Empire building and ass-grabbing in Antony and Cleopatra

If you're one of those who think there's too much sex and violence on TV — and wish there were more of that stuff onstage — then rustle up a lawn chair and start the car. The Cleveland Shakespeare Festival's production of old Will's Antony and Cleopatra, soon to play a free-of-charge open-air venue near you, is a feast of bloodlust and libido. 

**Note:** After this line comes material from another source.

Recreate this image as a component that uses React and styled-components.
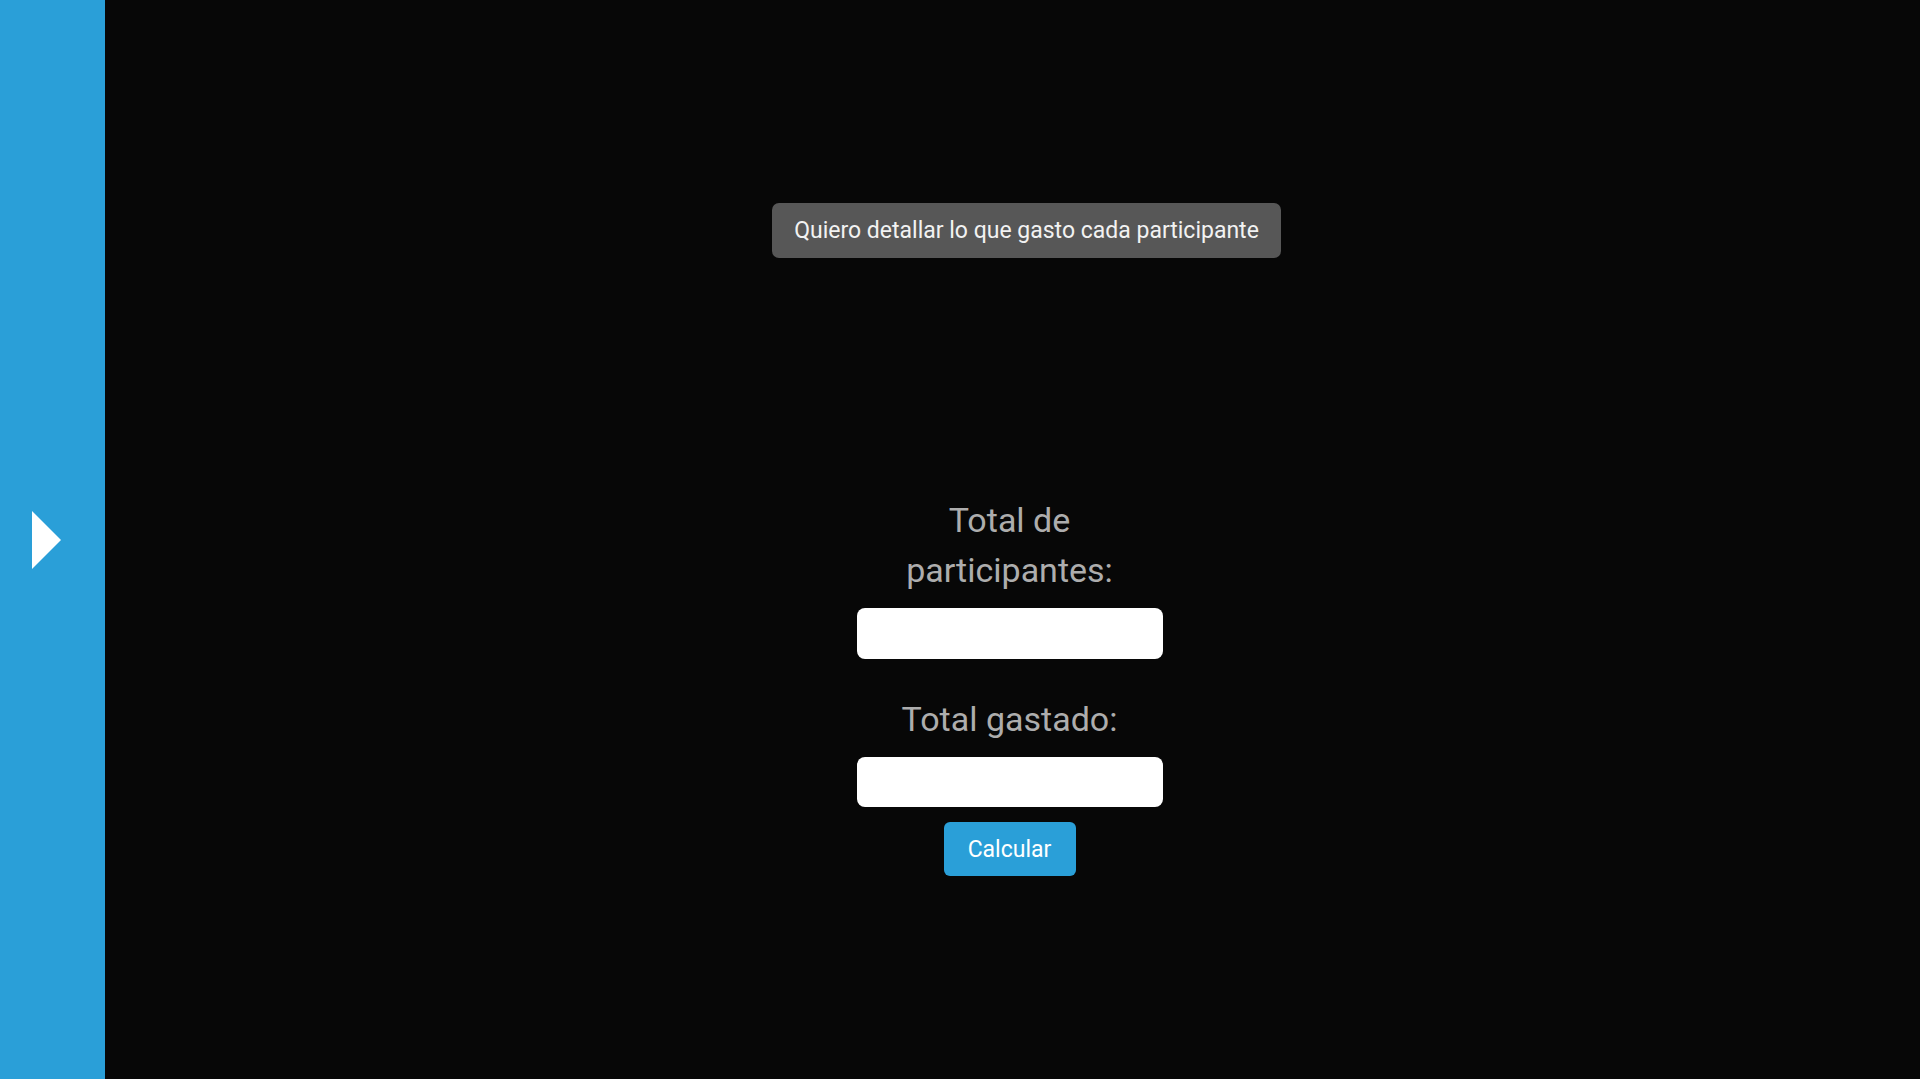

And while some of the production's elements ring a bit false or forced, director Alison Garrigan keeps this potboiler bubbling for a full two hours of nonstop gripping, groping and power-grabbing. Along the way, you get a pretty good sense of how political leverage was shifting in ancient Rome, not to mention in one boudoir in Alexandria. 

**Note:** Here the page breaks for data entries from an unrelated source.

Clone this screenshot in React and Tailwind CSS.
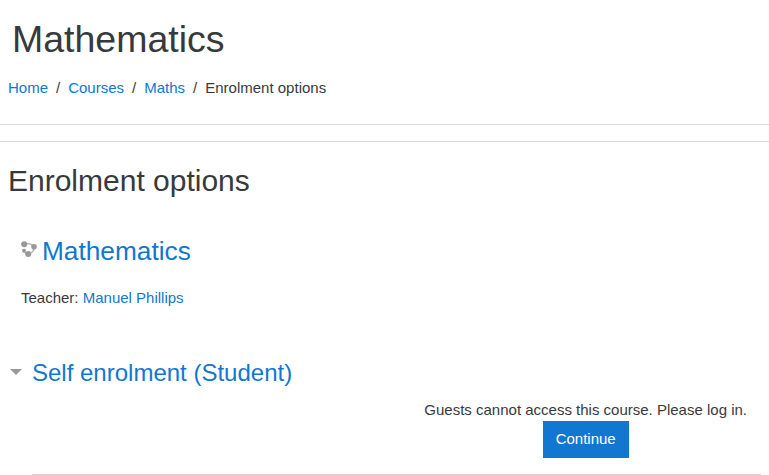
import React from "react";

function CourseIcon() {
  return (
    <svg width="16" height="16" viewBox="0 0 16 16" className="shrink-0" fill="#999">
      <path d="M3 3.3 Q9 1 13 5.7 Q13.5 11.5 7 13.3 Q3.5 12.5 3 9.7" stroke="#bbb" strokeWidth="1.4" fill="none" />
      <circle cx="3.2" cy="3.3" r="3" />
      <circle cx="13" cy="5.7" r="2.8" />
      <circle cx="7.2" cy="13" r="3" />
      <circle cx="3" cy="9.7" r="2" />
    </svg>
  );
}

export default function App() {
  return (
    <div className="w-[769px] h-[475px] overflow-hidden bg-white text-[15px] leading-[22.5px] text-[#373a3c] font-['Liberation_Sans',sans-serif]">
      <header className="h-[125px] border-b border-[#d9d9d9]">
        <h1 className="pl-3 pt-[17px] text-[37.5px] leading-[45px] text-[#373a3c]">Mathematics</h1>
        <nav className="mt-[15px] pl-2 flex items-center">
          <a className="text-[#1177d1]">Home</a>
          <span className="px-2">/</span>
          <a className="text-[#1177d1]">Courses</a>
          <span className="px-2">/</span>
          <a className="text-[#1177d1]">Maths</a>
          <span className="px-2">/</span>
          <span>Enrolment options</span>
        </nav>
      </header>
      <main className="mt-4 border-t border-[#d9d9d9] px-2">
        <h2 className="mt-[21px] text-[30px] leading-[36px] text-[#373a3c]">Enrolment options</h2>
        <div className="mt-[37px] pl-3">
          <div className="flex items-start">
            <div className="mt-[5px] ml-[1px] mr-[5px]"><CourseIcon /></div>
            <h3 className="text-[26.25px] leading-[31px] text-[#1177d1]">Mathematics</h3>
          </div>
          <p className="mt-[20px] pl-[1px]">Teacher: <a className="text-[#1177d1]">Manuel Phillips</a></p>
        </div>
        <div className="mt-[48px] flex items-center">
          <svg width="14" height="8" viewBox="0 0 14 8" className="ml-[1px] mr-[9px] shrink-0"><path d="M1 1 H13 L7 7 Z" fill="#999" /></svg>
          <h3 className="text-[24px] leading-[29px] text-[#1177d1]">Self enrolment (Student)</h3>
        </div>
        <div className="ml-6 mt-[12px] border-b border-[#d9d9d9] h-[76px] flex flex-col items-end">
          <div className="mr-[14px] flex flex-col items-center">
            <p>Guests cannot access this course. Please log in.</p>
            <button className="h-[37px] px-[13px] bg-[#1177d1] text-white">Continue</button>
          </div>
        </div>
      </main>
    </div>
  );
}
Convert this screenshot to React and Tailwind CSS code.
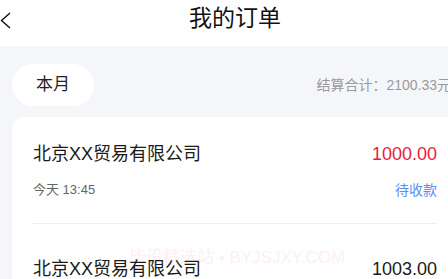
import React from "react";

const font = { fontFamily: '"Liberation Sans", "Noto Sans CJK SC", sans-serif' };

function Row({ name, amount, amountClass, time, status, first }) {
  return (
    <div className={first ? "pt-[25px] pb-[24px] border-b border-[#eeeeee]" : "pt-[33px] pb-[24px]"}>
      <div className="flex items-baseline justify-between">
        <span className="text-[18px] leading-[24px] text-[#1a1a1a]">{name}</span>
        <span className={"text-[18px] leading-[24px] " + amountClass}>{amount}</span>
      </div>
      {time && (
        <div className="mt-[15px] flex items-center justify-between">
          <span className="text-[13px] leading-[18px] text-[#666666]">{time}</span>
          <span className="text-[14px] leading-[18px] text-[#5a8cf8]">{status}</span>
        </div>
      )}
    </div>
  );
}

export default function App() {
  return (
    <div className="w-[448px] h-[279px] overflow-hidden bg-[#f5f6fa]" style={font}>
      <div className="w-[470px] relative">
        <header className="h-[46px] bg-white relative flex justify-center">
          <svg className="absolute left-0 top-[12px]" width="12" height="18" viewBox="0 0 12 18">
            <polyline points="10,1 1.5,8.5 10,16" fill="none" stroke="#111" strokeWidth="1.4" />
          </svg>
          <h1 className="text-[23px] leading-[36px] text-[#111] font-normal">我的订单</h1>
        </header>
        <div className="flex items-center justify-between pl-[12px] pr-[19px] pt-[18px]">
          <div className="h-[42px] w-[82px] rounded-full bg-white flex items-center justify-center text-[17px] text-[#222]">
            本月
          </div>
          <div className="text-[14px] text-[#9a9a9a]">结算合计：2100.33元</div>
        </div>
        <div className="mx-[12px] mt-[11px] bg-white rounded-xl px-[21px] relative">
          <div className="absolute left-[117px] top-[128px] text-[17px] text-[#fdeff6] whitespace-nowrap pointer-events-none">
            毕设精选站 • BYJSJXY.COM
          </div>
          <div className="relative">
            <Row first name="北京XX贸易有限公司" amount="1000.00" amountClass="text-[#e8213d]" time="今天 13:45" status="待收款" />
            <Row name="北京XX贸易有限公司" amount="1003.00" amountClass="text-[#1a1a1a]" />
          </div>
        </div>
      </div>
    </div>
  );
}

Anyone who saw the stunning HBO mini-series Rome a couple of years ago is aware that Marc Antony and Cleopatra were an item — an earth-shaking one at that. This is a grand sweep of a play, abundant with glorious rhythms and poetry. So it was unfortunate that the opening-night performance was forced indoors by bad weather. Many of the actors, used to using their outside voices, tended to overpower the confined space. 

The good news is that this effort is built on the solid foundation of Carly Germany as Cleopatra and Brian Pedaci as Antony. Germany is a sensual firestorm — a genuine force of nature — and Pedaci's Antony, dressed in goth-biker gear, is almost her match. Their lip-lock scenes can definitely raise the temp, no matter how warm it is outside. 

In an attempt to imbue Cleo's world with a sense of free-floating kinky sexuality, Garrigan has the queen's attendants Charmian (Liz Jones) and Iras (Hannah Storch) stroke each other incessantly. Trouble is, their mutual fondling is so mechanical and constant, it soon loses any erotic component and feels more like a weird instructional video for obsessive-compulsive massage therapists.  

Larry Seman as Lepidus, Dusten Welch as Octavius Caesar (when he isn't rushing his lines) and Nathan Miller as a punk Pompey turn in strong supporting performances. By costuming the Caesar crowd in suits and ties and the Antony/Cleo cohort in black lace and leather, Garrigan and costumer Brenna Connor keep the adversaries straight and the plot in focus right up to the tragic, um, climax.